[Linux-cluster] GFS+DRBD+Quorum: Help wrap my brain around this

Mon Nov 29 21:40:42 UTC 2010

On Fri, 26 Nov 2010 15:04:40 +0000, Colin Simpson wrote:

>> but when I break the DRBD connection between two primary nodes,
>> "disconnected" apparently means that the nodes both continue as if
>> they've UpToDate disks.  But this lets the data go out of sync.  Isn't
>> this a Bad Thing?
> 
> Yup that could be an issue, however you should never be in a situation
> where you break the connection between the two nodes. This needs to be
> heavily mitigated, I'm planning to bond two interfaces on two different
> cards so this doesn't happen (or I should say is highly unlikely).

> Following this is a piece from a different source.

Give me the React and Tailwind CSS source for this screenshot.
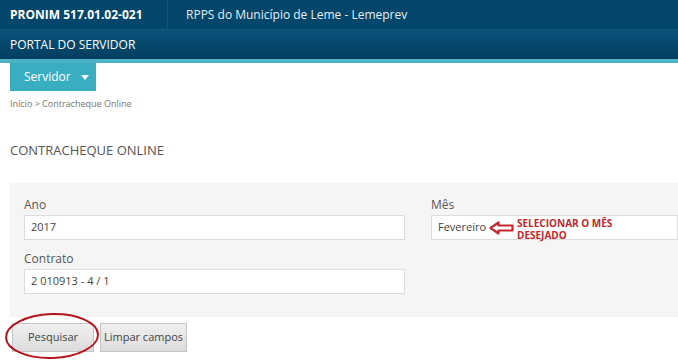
import React from 'react';

const font = { fontFamily: '"Open Sans", "Noto Sans", sans-serif' };

function Field({ label, value, className = '', children }) {
  return (
    <div className={className}>
      <div className="text-[12px] text-[#555] leading-4 mb-[2px]">{label}</div>
      <div className="relative h-[25px] bg-white border border-[#dcdcdc] flex items-center px-[6px] text-[11px] text-[#444]">
        {value}
        {children}
      </div>
    </div>
  );
}

export default function App() {
  return (
    <div className="w-[678px] h-[360px] bg-white overflow-hidden relative" style={font}>
      {/* top bar */}
      <div className="h-[30px] bg-[#03466b] flex items-stretch border-b border-[#14597d]">
        <div className="w-[168px] pl-[10px] flex items-center text-white font-bold text-[12px] border-r border-[#0d5479]">
          PRONIM 517.01.02-021
        </div>
        <div className="pl-[18px] flex items-center text-[#e6eef3] text-[12px]">
          RPPS do Município de Leme - Lemeprev
        </div>
      </div>
      <div className="h-[29px] bg-gradient-to-b from-[#08537a] to-[#023e5f] flex items-center pl-[10px] text-white text-[12px]">
        PORTAL DO SERVIDOR
      </div>
      <div className="h-[4px] bg-[#4db3c4]" />

      {/* menu */}
      <div className="pl-[10px]">
        <div className="w-[86px] h-[28px] bg-[#3aaec1] flex items-center pl-[14px] gap-[10px] text-white text-[12px]">
          Servidor
          <svg width="8" height="5" viewBox="0 0 8 5"><path d="M0 0h8L4 5z" fill="#fff" /></svg>
        </div>
      </div>

      <div className="pl-[10px] mt-[6px] text-[9px] text-[#777]">Início &gt; Contracheque Online</div>

      <div className="pl-[10px] mt-[31px] text-[13px] text-[#555] leading-4">CONTRACHEQUE ONLINE</div>

      {/* form panel */}
      <div className="ml-[10px] mt-[25px] bg-[#f5f5f5] h-[134px] pt-[14px] pl-[14px] flex gap-[26px]">
        <div className="w-[381px] flex flex-col gap-[11px]">
          <Field label="Ano" value="2017" />
          <Field label="Contrato" value="2 010913 - 4 / 1" />
        </div>
        <Field label="Mês" value="Fevereiro" className="flex-1">
          <svg className="absolute left-[57px] top-[5px]" width="25" height="14" viewBox="0 0 25 14">
            <path d="M1.5 7 L9.5 1.5 L9.5 4.5 L23.5 4.5 L23.5 9.5 L9.5 9.5 L9.5 12.5 Z" fill="none" stroke="#c1272d" strokeWidth="2.2" strokeLinejoin="round" />
          </svg>
          <div className="absolute left-[85px] top-[1px] text-[10px] leading-[12px] font-bold text-[#c1272d]">
            SELECIONAR O MÊS<br />DESEJADO
          </div>
        </Field>
      </div>

      {/* buttons */}
      <div className="pl-[12px] mt-[6px] flex gap-[6px] relative">
        <button className="w-[82px] h-[29px] bg-gradient-to-b from-[#f0f0f0] to-[#dcdcdc] border border-[#c4c4c4] text-[11px] text-[#444]">
          Pesquisar
        </button>
        <button className="w-[87px] h-[29px] bg-gradient-to-b from-[#f0f0f0] to-[#dcdcdc] border border-[#c4c4c4] text-[11px] text-[#444]">
          Limpar campos
        </button>
        <svg className="absolute left-[4px] top-[-12px]" width="96" height="50" viewBox="0 0 96 50">
          <ellipse cx="48" cy="25" rx="46" ry="22" fill="none" stroke="#b3161d" strokeWidth="2" transform="rotate(-2 48 25)" />
        </svg>
      </div>
    </div>
  );
}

Since I'll be a person tasked with cleaning up from this situation, and 
given that I've no idea how to achieve that cleanup once writes are 
occurring on both sides independently, I think I'll want something more 
than "highly unlikely".  That's rather the point of these tools, isn't it?

[...]
> 2/ The node goes down totally so DRBD loses comms. But as all the comms
> are down the other node will notice and Cluster Suite will fence the bad
> node. Remember that GFS will suspend all operations (on all nodes) until
> the bad node is fenced.

Does it make sense to have Cluster Suite do this fencing, or should DRBD 
do it?  I'm thinking that DRBD's resource-and-stonith gets me pretty 
close. 

> I plan to further help the first situation by having my cluster comms
> share the same bond with the DRBD. So if the comms fail, cluster suite
> should notice, both the DRBD's on each node shouldn't change as GFS will
> have suspended operations. Assuming the fence devices are reachable then
> one of the nodes should fence the other (it might be a bit of a shoot
> out situation) and then GFS should resume on the remaining node.

This "shoot out situation" (race condition) is part of my worry.  A third 
voter of any form eliminates this, in that it can arbitrate the matter of 
which of the two nodes in a lost-comm situation should be "outdated" and 
fenced. 

And if the third voter can solve the "wait forever on startup", so much 
the better.

I'm looking at how to solve this all at the DRBD layer.  But I'm also 
interested in a more Cluster-Suite-centric solution.  I could use a 
quorum disk, but a third node would also be useful.  I haven't figured 
out, though, how to run clvmd with the shared storage available on only 
two of three cluster nodes.  Is there a way to do this?

	- Andrew